- **DATA LINES**:
* * * * *
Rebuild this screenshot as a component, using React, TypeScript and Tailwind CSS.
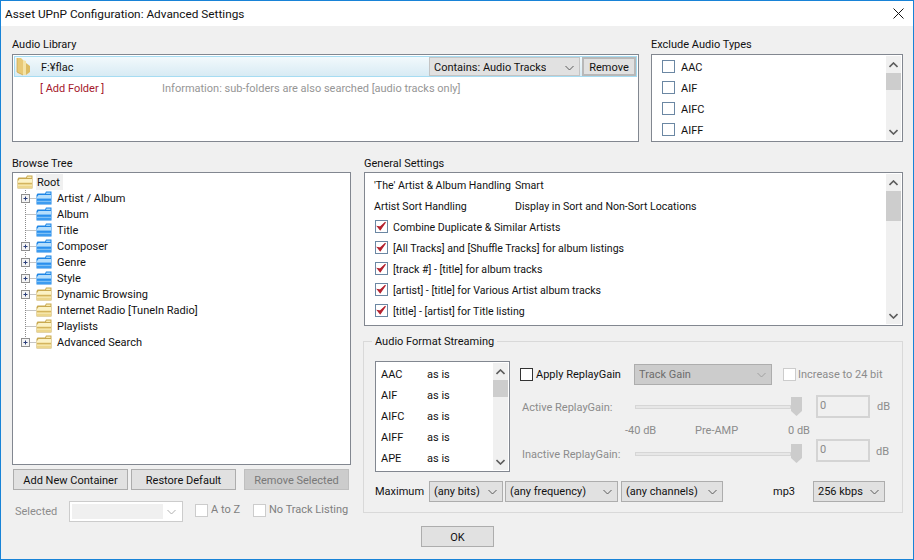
import React from "react";

type Tone = "yellow" | "blue";

const FONT = "font-['Roboto','Liberation_Sans',sans-serif]";

function Chevron({ up, color = "#6a6a6a", width = 1 }: { up?: boolean; color?: string; width?: number }) {
  return (
    <svg width="9" height="6" viewBox="0 0 9 6" fill="none" className="shrink-0">
      <path d={up ? "M0.5 5 L4.5 1 L8.5 5" : "M0.5 1 L4.5 5 L8.5 1"} stroke={color} strokeWidth={width} />
    </svg>
  );
}

function ScrollBar({ thumbHeight }: { thumbHeight: string }) {
  return (
    <div className="flex w-[15px] shrink-0 flex-col self-stretch bg-[#f0f0f0]">
      <div className="flex h-[17px] items-center justify-center">
        <Chevron up color="#5c5c5c" width={1.6} />
      </div>
      <div className="min-h-0 flex-1">
        <div className={`bg-[#cdcdcd] ${thumbHeight}`} />
      </div>
      <div className="flex h-[17px] items-center justify-center">
        <Chevron color="#5c5c5c" width={1.6} />
      </div>
    </div>
  );
}

function Check({ checked, disabled, dark }: { checked?: boolean; disabled?: boolean; dark?: boolean }) {
  const border = disabled ? "border-[#cccccc]" : dark ? "border-[#333333]" : "border-[#6b87a3]";
  return (
    <span className={`flex h-[13px] w-[13px] shrink-0 items-center justify-center border bg-white ${border}`}>
      {checked && (
        <svg width="11" height="11" viewBox="0 0 11 11">
          <path d="M1.5 5.5 L4.2 8.8 L9.5 1.2 L4.3 6 Z" fill="#b3202c" stroke="#b3202c" strokeWidth="1.1" />
        </svg>
      )}
    </span>
  );
}

function Combo({ label, className, disabled }: { label: string; className: string; disabled?: boolean }) {
  return (
    <div
      className={`flex shrink-0 items-center justify-between border pl-[4px] pr-[5px] ${
        disabled ? "border-[#adadad] bg-[#cccccc] text-[#6d6d6d]" : "border-[#adadad] bg-[#e1e1e1]"
      } ${className}`}
    >
      <span className="truncate">{label}</span>
      <Chevron color={disabled ? "#a0a0a0" : "#5a5a5a"} />
    </div>
  );
}

function Button({ label, className, disabled }: { label: string; className: string; disabled?: boolean }) {
  return (
    <button
      type="button"
      className={`flex shrink-0 items-center justify-center border pt-[2px] ${
        disabled ? "border-[#bfbfbf] bg-[#cccccc] text-[#787878]" : "border-[#adadad] bg-[#e1e1e1]"
      } ${className}`}
    >
      {label}
    </button>
  );
}

function Folder({ tone }: { tone: Tone }) {
  const edge = tone === "blue" ? "#1f86e6" : "#c9a950";
  const tab = tone === "blue" ? "#9bd2fa" : "#f8eab0";
  const top = tone === "blue" ? "#b5defc" : "#fbf2c6";
  const band = tone === "blue" ? "#2a8fee" : "#d3b45e";
  const low = tone === "blue" ? "#3d9cf0" : "#ecd68c";
  return (
    <svg width="16" height="14" viewBox="0 0 16 14" className="shrink-0">
      <path d="M0.5 4 L0.5 13.5 L15.5 13.5 L15.5 0.5 L10 0.5 L9 2.5 L1.5 2.5 Z" fill={edge} />
      <path d="M10.5 1.5 L14.5 1.5 L14.5 3 L10 3 Z" fill={tab} />
      <path d="M1 6 L2.5 4 L15 4 L15 13 L1 13 Z" fill={top} />
      <path d="M1 7.5 H15 V13 H1 Z" fill={low} />
      <path d="M1 8.5 H15" stroke={band} />
      <path d="M1 10.5 H15" stroke={top} strokeOpacity="0.55" />
    </svg>
  );
}

function SideFolder() {
  return (
    <svg width="15" height="19" viewBox="0 0 15 19" className="shrink-0">
      <path d="M1 1 L5 1 L7 3 L7 18 L2 16 L1 15 Z" fill="#e8c976" />
      <path d="M7 3 L10 4 L10 18 L7 18 Z" fill="#f4e3a6" />
      <path d="M10 6 L14 9 L14 15 L10 18 Z" fill="#dcbb62" />
      <path d="M1 1 L1 15 L7 18" fill="none" stroke="#c9a44e" strokeWidth="0.7" />
    </svg>
  );
}

function TreeRow({ label, tone, expander, last }: { label: string; tone: Tone; expander?: boolean; last?: boolean }) {
  return (
    <div className="flex h-[16px] items-center">
      <svg width="22" height="16" viewBox="0 0 22 16" className="shrink-0">
        <path d={last ? "M11.5 0 V8" : "M11.5 0 V16"} stroke="#8a8a8a" strokeDasharray="1 1" />
        <path d="M11.5 8.5 H22" stroke="#8a8a8a" strokeDasharray="1 1" />
        {expander && (
          <>
            <rect x="7.5" y="4.5" width="8" height="8" fill="#f4f4f4" stroke="#8f8f8f" />
            <path d="M9.5 8.5 H13.5 M11.5 6.5 V10.5" stroke="#2b3f7a" />
          </>
        )}
      </svg>
      <Folder tone={tone} />
      <span className="ml-[5px] whitespace-nowrap pt-[2px]">{label}</span>
    </div>
  );
}

function Slider({ className }: { className?: string }) {
  return (
    <div className={`flex h-[19px] w-[167px] shrink-0 items-center ${className ?? ""}`}>
      <div className="h-[4px] min-w-0 flex-1 border border-[#d6d6d6] bg-[#e7e7e7]" />
      <svg width="11" height="19" viewBox="0 0 11 19" className="shrink-0">
        <path d="M0 0 H11 V14 L5.5 19 L0 14 Z" fill="#cccccc" />
      </svg>
    </div>
  );
}

function NumberBox({ className }: { className?: string }) {
  return (
    <div className={`h-[23px] w-[54px] shrink-0 border-2 border-[#d4d4d4] bg-[#f0f0f0] pl-[2px] leading-[17px] text-[#8a8a8a] ${className ?? ""}`}>
      0
    </div>
  );
}

const excludeTypes = ["AAC", "AIF", "AIFC", "AIFF"];
const formats = ["AAC", "AIF", "AIFC", "AIFF", "APE"];
const generalChecks = [
  "Combine Duplicate & Similar Artists",
  "[All Tracks] and [Shuffle Tracks] for album listings",
  "[track #] - [title] for album tracks",
  "[artist] - [title] for Various Artist album tracks",
  "[title] - [artist] for Title listing",
];
const treeRows: { label: string; tone: Tone; expander?: boolean }[] = [
  { label: "Artist / Album", tone: "blue", expander: true },
  { label: "Album", tone: "blue" },
  { label: "Title", tone: "blue" },
  { label: "Composer", tone: "blue", expander: true },
  { label: "Genre", tone: "blue", expander: true },
  { label: "Style", tone: "blue", expander: true },
  { label: "Dynamic Browsing", tone: "yellow", expander: true },
  { label: "Internet Radio [TuneIn Radio]", tone: "yellow" },
  { label: "Playlists", tone: "yellow" },
];

export default function App() {
  return (
    <div className={`flex h-[560px] w-[914px] flex-col overflow-hidden border border-[#1883d7] bg-[#f0f0f0] text-[11px] leading-[18px] text-[#111111] ${FONT}`}>
      {/* title bar */}
      <div className="flex h-[25px] shrink-0 items-center justify-between bg-white pl-[4px] pr-[9px] text-[11.8px]">
        <span>Asset UPnP Configuration: Advanced Settings</span>
        <svg width="11" height="11" viewBox="0 0 11 11" fill="none">
          <path d="M0.5 0.5 L10.5 10.5 M10.5 0.5 L0.5 10.5" stroke="#111111" strokeWidth="1" />
        </svg>
      </div>

      <div className="flex min-h-0 flex-1 flex-col pl-[11px] pr-[10px]">
        {/* top row */}
        <div className="flex shrink-0 gap-[12px] pt-[11px]">
          <div className="w-[627px] shrink-0">
            <div className="h-[17px] leading-[16px]">Audio Library</div>
            <div className="h-[88px] border border-[#828790] bg-white p-[1px]">
              <div className="flex h-[21px] items-center border border-[#a6dcf2] bg-gradient-to-b from-[#f2f9fc] to-[#d8ebf4] pl-[1px]">
                <SideFolder />
                <span className="ml-[10px] min-w-0 flex-1 pt-[2px]">F:¥flac</span>
                <Combo label="Contains: Audio Tracks" className="h-[19px] w-[151px] border-[#c4c4c4] pt-[2px]" />
                <Button label="Remove" className="ml-[2px] h-[19px] w-[54px] border-2 border-[#b8b8b8]" />
              </div>
              <div className="flex h-[21px] items-center pt-[2px]">
                <span className="ml-[26px] w-[122px] text-[#a5182c]">[ Add Folder ]</span>
                <span className="text-[#969696]">Information: sub-folders are also searched [audio tracks only]</span>
              </div>
            </div>
          </div>
          <div className="w-[252px] shrink-0">
            <div className="h-[17px] leading-[16px]">Exclude Audio Types</div>
            <div className="flex h-[88px] border border-[#828790] bg-white p-[1px]">
              <div className="min-w-0 flex-1">
                {excludeTypes.map((t) => (
                  <div key={t} className="flex h-[21px] items-center pl-[9px]">
                    <Check />
                    <span className="ml-[6px] pt-[2px]">{t}</span>
                  </div>
                ))}
              </div>
              <ScrollBar thumbHeight="h-[17px]" />
            </div>
          </div>
        </div>

        {/* middle row */}
        <div className="mt-[14px] flex shrink-0 gap-[13px]">
          <div className="w-[339px] shrink-0">
            <div className="h-[16px] leading-[16px]">Browse Tree</div>
            <div className="h-[293px] border border-[#828790] bg-white pl-[1px] pt-[1px]">
              <div className="flex h-[16px] items-center pl-[3px]">
                <Folder tone="yellow" />
                <span className="ml-[3px] h-[16px] bg-[#f0f0f0] pl-[1px] pr-[3px]">Root</span>
              </div>
              {treeRows.map((r) => (
                <TreeRow key={r.label} {...r} />
              ))}
              <TreeRow label="Advanced Search" tone="yellow" expander last />
            </div>
            <div className="mt-[4px] flex pl-[1px]">
              <Button label="Add New Container" className="h-[21px] w-[115px]" />
              <Button label="Restore Default" className="ml-[3px] h-[21px] w-[105px]" />
              <Button label="Remove Selected" className="ml-[8px] h-[21px] w-[105px]" disabled />
            </div>
            <div className="mt-[11px] flex h-[21px] items-center text-[#7f7f7f]">
              <span className="w-[57px] pl-[3px] pt-[1px] text-[#8c8c8c]">Selected</span>
              <div className="flex h-[21px] w-[114px] shrink-0 items-center justify-between border border-[#cccccc] bg-white p-[2px] pr-[6px]">
                <div className="h-[15px] w-[91px] bg-[#f0f0f0]" />
                <Chevron color="#b0b0b0" />
              </div>
              <div className="mb-[3px] ml-[12px] flex items-center">
                <Check disabled />
                <span className="ml-[3px] w-[42px]">A to Z</span>
                <Check disabled />
                <span className="ml-[3px] whitespace-nowrap">No Track Listing</span>
              </div>
            </div>
          </div>

          <div className="w-[539px] shrink-0">
            <div className="h-[16px] leading-[16px]">General Settings</div>
            <div className="flex h-[154px] border border-[#828790] bg-white p-[1px] text-[10.6px]">
              <div className="min-w-0 flex-1">
                <div className="flex h-[21px] items-center pl-[8px] pt-[2px]">
                  <span className="w-[141px] whitespace-nowrap">'The' Artist &amp; Album Handling</span>
                  <span>Smart</span>
                </div>
                <div className="flex h-[21px] items-center pl-[8px] pt-[2px]">
                  <span className="w-[141px]">Artist Sort Handling</span>
                  <span>Display in Sort and Non-Sort Locations</span>
                </div>
                {generalChecks.map((label) => (
                  <div key={label} className="flex h-[21px] items-center pl-[9px]">
                    <Check checked />
                    <span className="ml-[5px] pt-[2px]">{label}</span>
                  </div>
                ))}
              </div>
              <ScrollBar thumbHeight="h-[30px]" />
            </div>

            <fieldset className="-ml-[1px] mt-[7px] w-[540px] border border-[#d9d9d9] pb-[10px] pl-[11px] pt-[12px]">
              <legend className="-ml-[3px] px-[3px] leading-[16px]">
                <span className="relative top-[1px]">Audio Format Streaming</span>
              </legend>
              <div className="flex">
                <div className="flex h-[111px] w-[135px] shrink-0 border border-[#828790] bg-white p-[1px]">
                  <div className="min-w-0 flex-1">
                    {formats.map((f) => (
                      <div key={f} className="flex h-[21px] items-center pl-[4px] pt-[3px]">
                        <span className="w-[46px]">{f}</span>
                        <span>as is</span>
                      </div>
                    ))}
                  </div>
                  <ScrollBar thumbHeight="h-[17px]" />
                </div>

                <div className="ml-[10px] min-w-0 flex-1 pt-[3px] text-[#8c8c8c]">
                  <div className="flex h-[21px] items-center">
                    <Check dark />
                    <span className="ml-[3px] w-[98px] text-[#111111]">Apply ReplayGain</span>
                    <Combo label="Track Gain" className="h-[21px] w-[138px]" disabled />
                    <span className="ml-[11px]">
                      <Check disabled />
                    </span>
                    <span className="ml-[2px] whitespace-nowrap">Increase to 24 bit</span>
                  </div>
                  <div className="mt-[10px] flex h-[23px] items-center">
                    <span className="w-[115px] pl-[2px] pt-[2px]">Active ReplayGain:</span>
                    <Slider />
                    <NumberBox className="ml-[14px]" />
                    <span className="ml-[7px]">dB</span>
                  </div>
                  <div className="h-[21px] pl-[105px] pt-[4px]">
                    <div className="flex">
                      <span className="w-[70px]">-40 dB</span>
                      <span className="w-[93px]">Pre-AMP</span>
                      <span>0 dB</span>
                    </div>
                  </div>
                  <div className="flex h-[23px] items-start">
                    <span className="w-[115px] pl-[2px] pt-[7px]">Inactive ReplayGain:</span>
                    <Slider className="mt-[5px]" />
                    <NumberBox className="ml-[14px]" />
                    <span className="ml-[6px] pt-[4px]">dB</span>
                  </div>
                </div>
              </div>

              <div className="mt-[9px] flex h-[21px] items-center">
                <span className="w-[54px]">Maximum</span>
                <Combo label="(any bits)" className="h-[21px] w-[74px]" />
                <Combo label="(any frequency)" className="ml-[2px] h-[21px] w-[113px]" />
                <Combo label="(any channels)" className="ml-[3px] h-[21px] w-[102px]" />
                <span className="ml-[50px] w-[40px]">mp3</span>
                <Combo label="256 kbps" className="h-[21px] w-[72px]" />
              </div>
            </fieldset>
          </div>
        </div>

        <div className="mt-[4px] flex shrink-0 justify-center">
          <Button label="OK" className="h-[21px] w-[73px]" />
        </div>
      </div>
    </div>
  );
}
* * * * *
- **TASK PROMPT**: Lines that include the word "React" are to be extracted from the data above.

- **RESULT OF THIS TASK**:
Rebuild this screenshot as a component, using React, TypeScript and Tailwind CSS.
import React from "react";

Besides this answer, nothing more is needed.